I don’t have too many regrets in life (I try not to create them), but I do have one BIG one. I would love to go back to my 25-year-old newly-wed self and stop myself from going into panic mode after mom died and I lost my job (practically the same week).
I wish I had been told by someone older and wiser and respected to STOP! Just don’t do anything! Breathe. Grieve. Don’t worry. You’ll be OK. Get your head on straight and yourself figured out before going forward with your life. Take time to feel fully, deal totally, find peace and purpose before continuing.
You don’t need the money. You don’t need a job. You don’t need a flurry of activity and anxiety. You need TIME. You need space. You need to redefine your role in the world and your relationship to it.

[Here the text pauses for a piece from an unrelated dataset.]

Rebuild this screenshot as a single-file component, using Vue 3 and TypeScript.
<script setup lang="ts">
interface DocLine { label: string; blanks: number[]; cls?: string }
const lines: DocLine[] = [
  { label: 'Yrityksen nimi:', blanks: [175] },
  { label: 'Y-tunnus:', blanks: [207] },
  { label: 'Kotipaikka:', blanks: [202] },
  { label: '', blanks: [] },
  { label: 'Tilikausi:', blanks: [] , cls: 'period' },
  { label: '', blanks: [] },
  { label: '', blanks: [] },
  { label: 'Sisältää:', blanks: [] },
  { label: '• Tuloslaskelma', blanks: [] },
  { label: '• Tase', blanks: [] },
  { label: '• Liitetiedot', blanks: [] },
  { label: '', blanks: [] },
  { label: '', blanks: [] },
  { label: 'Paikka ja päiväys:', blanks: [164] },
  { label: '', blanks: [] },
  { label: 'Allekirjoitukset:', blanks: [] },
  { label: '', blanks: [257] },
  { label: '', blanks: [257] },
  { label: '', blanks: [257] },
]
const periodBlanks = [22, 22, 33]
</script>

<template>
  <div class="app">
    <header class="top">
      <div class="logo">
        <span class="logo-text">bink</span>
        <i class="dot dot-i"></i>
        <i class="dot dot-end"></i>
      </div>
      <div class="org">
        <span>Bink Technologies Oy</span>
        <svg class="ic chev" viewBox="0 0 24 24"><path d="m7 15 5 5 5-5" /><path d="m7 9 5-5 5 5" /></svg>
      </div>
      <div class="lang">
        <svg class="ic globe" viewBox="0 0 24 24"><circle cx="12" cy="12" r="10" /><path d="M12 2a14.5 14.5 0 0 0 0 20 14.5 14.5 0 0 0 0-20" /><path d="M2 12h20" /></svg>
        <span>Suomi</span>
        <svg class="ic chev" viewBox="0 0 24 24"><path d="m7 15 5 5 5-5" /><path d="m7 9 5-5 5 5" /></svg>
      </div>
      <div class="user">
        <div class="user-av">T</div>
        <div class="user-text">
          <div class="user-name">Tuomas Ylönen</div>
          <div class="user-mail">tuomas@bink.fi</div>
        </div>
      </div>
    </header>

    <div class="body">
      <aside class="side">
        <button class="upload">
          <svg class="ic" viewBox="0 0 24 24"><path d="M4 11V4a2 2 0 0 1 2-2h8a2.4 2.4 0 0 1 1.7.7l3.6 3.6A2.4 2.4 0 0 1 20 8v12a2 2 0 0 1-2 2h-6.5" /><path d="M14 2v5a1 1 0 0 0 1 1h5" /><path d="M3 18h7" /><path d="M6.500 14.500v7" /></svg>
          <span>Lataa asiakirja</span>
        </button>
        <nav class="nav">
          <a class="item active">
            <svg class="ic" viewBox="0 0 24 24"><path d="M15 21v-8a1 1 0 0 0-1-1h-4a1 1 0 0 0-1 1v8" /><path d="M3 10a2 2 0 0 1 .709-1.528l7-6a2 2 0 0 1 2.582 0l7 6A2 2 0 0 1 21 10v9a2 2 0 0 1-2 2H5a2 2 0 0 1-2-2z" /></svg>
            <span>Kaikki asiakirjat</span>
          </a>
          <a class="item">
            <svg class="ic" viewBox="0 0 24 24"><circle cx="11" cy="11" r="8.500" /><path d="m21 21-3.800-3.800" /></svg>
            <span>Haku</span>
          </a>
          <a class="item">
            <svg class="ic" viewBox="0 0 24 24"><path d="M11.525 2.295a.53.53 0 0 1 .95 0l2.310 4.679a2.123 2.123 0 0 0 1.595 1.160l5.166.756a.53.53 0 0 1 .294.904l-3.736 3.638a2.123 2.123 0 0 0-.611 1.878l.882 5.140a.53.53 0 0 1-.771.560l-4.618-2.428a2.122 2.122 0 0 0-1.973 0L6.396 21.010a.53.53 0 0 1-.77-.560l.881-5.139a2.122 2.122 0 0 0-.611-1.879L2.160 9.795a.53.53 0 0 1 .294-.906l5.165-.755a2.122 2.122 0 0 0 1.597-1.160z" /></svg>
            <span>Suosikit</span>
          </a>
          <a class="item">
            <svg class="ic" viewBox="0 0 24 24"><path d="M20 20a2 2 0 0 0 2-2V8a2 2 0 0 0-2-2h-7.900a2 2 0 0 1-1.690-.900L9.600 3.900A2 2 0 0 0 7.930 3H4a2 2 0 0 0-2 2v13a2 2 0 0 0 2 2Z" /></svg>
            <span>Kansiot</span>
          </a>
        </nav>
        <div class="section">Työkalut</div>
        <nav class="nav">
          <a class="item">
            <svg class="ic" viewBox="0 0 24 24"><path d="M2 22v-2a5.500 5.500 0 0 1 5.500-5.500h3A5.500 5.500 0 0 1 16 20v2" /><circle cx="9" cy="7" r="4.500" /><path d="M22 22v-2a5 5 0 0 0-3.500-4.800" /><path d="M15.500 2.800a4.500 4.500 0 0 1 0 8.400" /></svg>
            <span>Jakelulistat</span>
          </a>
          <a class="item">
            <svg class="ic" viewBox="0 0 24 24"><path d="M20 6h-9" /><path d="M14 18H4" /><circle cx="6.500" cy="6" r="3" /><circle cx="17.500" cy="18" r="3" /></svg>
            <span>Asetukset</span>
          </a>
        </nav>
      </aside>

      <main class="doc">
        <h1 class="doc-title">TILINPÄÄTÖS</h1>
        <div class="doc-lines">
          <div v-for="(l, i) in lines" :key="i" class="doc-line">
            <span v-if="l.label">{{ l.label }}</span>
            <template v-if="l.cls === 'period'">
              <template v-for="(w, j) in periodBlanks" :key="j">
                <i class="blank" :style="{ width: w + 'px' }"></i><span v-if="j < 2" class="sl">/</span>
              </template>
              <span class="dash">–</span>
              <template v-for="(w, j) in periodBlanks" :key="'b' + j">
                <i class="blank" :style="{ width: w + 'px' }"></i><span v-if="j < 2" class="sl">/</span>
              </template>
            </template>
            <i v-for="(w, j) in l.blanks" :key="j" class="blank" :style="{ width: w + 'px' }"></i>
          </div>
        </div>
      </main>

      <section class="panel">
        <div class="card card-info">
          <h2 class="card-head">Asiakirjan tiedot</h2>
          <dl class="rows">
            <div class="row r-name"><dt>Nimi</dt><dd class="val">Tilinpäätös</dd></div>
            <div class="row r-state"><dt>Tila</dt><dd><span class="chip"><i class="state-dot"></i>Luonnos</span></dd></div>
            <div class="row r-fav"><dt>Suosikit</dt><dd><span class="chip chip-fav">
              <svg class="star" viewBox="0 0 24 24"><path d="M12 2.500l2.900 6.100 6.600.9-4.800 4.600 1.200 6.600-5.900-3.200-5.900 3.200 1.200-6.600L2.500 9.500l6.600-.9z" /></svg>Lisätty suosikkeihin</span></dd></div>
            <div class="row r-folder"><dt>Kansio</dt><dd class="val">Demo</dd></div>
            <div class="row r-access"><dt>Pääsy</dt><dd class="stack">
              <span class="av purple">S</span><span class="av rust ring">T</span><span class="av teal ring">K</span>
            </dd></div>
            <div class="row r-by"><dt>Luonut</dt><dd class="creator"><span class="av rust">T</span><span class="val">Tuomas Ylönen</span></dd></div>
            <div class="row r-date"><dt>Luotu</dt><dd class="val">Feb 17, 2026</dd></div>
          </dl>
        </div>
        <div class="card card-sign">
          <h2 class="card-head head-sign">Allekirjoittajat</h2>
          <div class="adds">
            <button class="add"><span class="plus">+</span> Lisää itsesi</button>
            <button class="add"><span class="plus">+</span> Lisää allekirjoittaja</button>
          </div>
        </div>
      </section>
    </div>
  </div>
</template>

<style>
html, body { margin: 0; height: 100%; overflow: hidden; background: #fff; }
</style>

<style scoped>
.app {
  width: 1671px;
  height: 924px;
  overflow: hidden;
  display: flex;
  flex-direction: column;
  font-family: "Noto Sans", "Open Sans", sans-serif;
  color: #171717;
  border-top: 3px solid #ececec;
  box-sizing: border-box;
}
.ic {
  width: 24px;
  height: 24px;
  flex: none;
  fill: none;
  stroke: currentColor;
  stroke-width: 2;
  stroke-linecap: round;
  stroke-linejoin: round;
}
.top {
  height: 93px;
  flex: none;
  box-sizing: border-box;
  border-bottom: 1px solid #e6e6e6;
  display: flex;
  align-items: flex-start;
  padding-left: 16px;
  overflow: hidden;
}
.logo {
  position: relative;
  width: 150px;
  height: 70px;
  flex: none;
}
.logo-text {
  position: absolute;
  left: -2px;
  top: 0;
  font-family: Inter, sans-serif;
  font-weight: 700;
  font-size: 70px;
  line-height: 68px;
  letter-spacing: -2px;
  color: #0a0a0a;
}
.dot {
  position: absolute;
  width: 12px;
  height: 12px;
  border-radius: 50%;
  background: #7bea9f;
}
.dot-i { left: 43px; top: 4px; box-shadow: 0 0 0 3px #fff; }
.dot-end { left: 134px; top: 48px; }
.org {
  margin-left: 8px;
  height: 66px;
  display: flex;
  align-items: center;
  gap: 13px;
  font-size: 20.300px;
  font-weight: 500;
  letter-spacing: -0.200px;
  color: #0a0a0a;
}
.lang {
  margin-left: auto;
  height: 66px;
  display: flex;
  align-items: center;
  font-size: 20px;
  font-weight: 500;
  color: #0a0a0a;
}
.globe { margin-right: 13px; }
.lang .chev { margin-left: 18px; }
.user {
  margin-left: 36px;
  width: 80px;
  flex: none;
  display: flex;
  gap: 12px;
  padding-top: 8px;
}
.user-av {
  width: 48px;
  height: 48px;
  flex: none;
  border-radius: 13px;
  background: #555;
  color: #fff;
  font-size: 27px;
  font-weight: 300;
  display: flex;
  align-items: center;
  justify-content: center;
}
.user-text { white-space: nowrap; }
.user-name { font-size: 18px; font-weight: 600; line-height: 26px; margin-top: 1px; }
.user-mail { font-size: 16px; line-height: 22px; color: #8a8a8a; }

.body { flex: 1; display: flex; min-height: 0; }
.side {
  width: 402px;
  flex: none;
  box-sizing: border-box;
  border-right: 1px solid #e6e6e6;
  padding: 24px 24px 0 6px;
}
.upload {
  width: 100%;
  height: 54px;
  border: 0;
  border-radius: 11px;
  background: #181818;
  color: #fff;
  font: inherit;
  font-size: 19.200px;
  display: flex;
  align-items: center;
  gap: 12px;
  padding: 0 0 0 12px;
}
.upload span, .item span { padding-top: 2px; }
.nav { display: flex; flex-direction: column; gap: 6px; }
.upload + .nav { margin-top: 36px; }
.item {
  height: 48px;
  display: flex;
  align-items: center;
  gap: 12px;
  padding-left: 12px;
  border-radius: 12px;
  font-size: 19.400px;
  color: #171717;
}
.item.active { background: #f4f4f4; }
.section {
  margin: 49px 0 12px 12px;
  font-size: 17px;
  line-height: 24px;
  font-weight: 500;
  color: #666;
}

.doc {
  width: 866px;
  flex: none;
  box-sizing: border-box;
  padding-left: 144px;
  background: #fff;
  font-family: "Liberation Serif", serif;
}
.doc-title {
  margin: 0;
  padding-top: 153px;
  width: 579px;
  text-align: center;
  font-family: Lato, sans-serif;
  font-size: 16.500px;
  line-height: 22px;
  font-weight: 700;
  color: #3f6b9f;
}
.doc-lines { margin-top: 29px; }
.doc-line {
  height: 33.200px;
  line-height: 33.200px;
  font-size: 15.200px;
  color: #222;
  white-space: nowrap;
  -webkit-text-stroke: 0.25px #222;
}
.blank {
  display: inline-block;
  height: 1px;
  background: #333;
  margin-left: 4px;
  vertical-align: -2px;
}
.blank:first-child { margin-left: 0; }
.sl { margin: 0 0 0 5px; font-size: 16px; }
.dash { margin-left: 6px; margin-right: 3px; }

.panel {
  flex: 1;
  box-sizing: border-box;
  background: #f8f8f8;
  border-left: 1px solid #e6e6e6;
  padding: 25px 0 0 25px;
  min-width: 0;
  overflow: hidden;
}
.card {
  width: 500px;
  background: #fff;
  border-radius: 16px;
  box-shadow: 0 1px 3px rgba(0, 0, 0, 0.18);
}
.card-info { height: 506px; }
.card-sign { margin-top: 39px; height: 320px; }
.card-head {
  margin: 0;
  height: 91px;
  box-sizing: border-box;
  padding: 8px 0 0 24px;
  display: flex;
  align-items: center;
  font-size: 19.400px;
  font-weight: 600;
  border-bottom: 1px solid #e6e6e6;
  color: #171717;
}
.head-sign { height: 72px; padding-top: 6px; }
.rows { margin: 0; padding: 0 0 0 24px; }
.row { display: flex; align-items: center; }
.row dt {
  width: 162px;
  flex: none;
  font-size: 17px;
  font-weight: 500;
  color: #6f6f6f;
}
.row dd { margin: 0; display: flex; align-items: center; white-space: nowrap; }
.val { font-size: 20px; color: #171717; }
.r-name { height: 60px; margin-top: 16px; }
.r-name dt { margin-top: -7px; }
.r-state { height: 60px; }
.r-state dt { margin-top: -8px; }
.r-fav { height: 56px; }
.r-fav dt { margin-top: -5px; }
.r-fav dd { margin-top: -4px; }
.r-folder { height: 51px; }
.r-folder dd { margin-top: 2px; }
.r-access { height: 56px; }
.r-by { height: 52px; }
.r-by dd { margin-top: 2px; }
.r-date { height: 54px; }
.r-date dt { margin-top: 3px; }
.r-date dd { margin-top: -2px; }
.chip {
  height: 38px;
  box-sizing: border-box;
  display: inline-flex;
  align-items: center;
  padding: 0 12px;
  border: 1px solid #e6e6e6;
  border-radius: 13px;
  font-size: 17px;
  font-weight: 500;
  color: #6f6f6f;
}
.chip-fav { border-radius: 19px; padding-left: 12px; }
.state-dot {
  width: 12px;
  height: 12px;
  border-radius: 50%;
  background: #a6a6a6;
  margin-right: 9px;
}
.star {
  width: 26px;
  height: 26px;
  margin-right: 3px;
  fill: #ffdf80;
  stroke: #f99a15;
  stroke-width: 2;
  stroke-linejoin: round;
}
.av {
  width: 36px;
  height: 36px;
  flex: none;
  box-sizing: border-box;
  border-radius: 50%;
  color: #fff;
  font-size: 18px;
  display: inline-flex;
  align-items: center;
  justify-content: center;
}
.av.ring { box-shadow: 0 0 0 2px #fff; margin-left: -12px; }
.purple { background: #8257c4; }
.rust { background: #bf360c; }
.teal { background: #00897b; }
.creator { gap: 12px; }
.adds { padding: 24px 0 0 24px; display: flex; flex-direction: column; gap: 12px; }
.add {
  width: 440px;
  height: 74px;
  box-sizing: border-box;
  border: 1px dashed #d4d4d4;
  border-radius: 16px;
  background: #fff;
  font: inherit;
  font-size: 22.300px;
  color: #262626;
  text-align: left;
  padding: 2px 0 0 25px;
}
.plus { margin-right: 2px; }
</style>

You are motherless and she was the wind beneath your wings. Your wings are not broken but you need to finish the freefall before you can ever soar again.
I wish I had been given that insight and taken a different path. Instead, I was all buzz and frantic furry — deeply fearful of the future…and so very, very lost for many, many years!
Instead of a honeymoon period after our wedding, we were launched into a crazed-and-little-understood emotional roller coaster and a seemingly endless, lightning-fast hamster wheel that we just couldn’t keep up with no matter how fast or long or breathless we kept running in life. In fact, all the running in order to cope and juggle probably just made things spin faster. It just seemed so impossible to jump off and get relief!!!
There are so many intertwined consequences of this one period of time that still haunt us today, and it has been a LONG journey of quasi-recovery to get where we are today. Longer than necessary, in my opinion, if I had but pressed the pause button for a bit before seeking and taking a new job or trying to deal with any of regular “adult” life.
Instead, I dove in head first only to realize too late that the waters of life were far too deep and my strength too frail to easily come back up for air. And no amount of frantic dog-paddling would ever change that! I failed to learn how to swim first or find where the deep end was…and instead I was swallowed up and nearly drowned.
So, don’t panic.
Think strategic. Breathe before launching. It will all turn out OK in the long run. And action isn’t even always necessary for a good or desired outcome!
If I could do one thing over, I would make this one change in my life at this one critical time. Perhaps then, I would have learned how to be a “grown up” version of me in the brave new world of married, motherless independence before piling on jobs and kids and all the other stuff that naturally follows!
Life management was not something I naturally acquired nor really ever fully developed. (I’m just really good at fooling everyone!) More like life action-reaction!
Between dealing with myself and my hubby’s ADD along with life’s natural ups and downs, we’ve been lucky just to manage gasps of air before sinking back into deep dive again. Our experience of life has been more like a series of panic points and disasters punctuated by high-points and recovery attempts over the last decade and half.
(Author’s update: It’s now been two decades of life together. And hubby’s ADD has since been rediagnosed as Autism Spectrum Disorder (ASD).)
Only really in the last three years or so have I been able to start to feel my feet under me again and start to get a new kind of grip on my trajectory. And now that I have, I face a long, still-up-hill battle to undo the mess and claw my way back to where I am soaring again.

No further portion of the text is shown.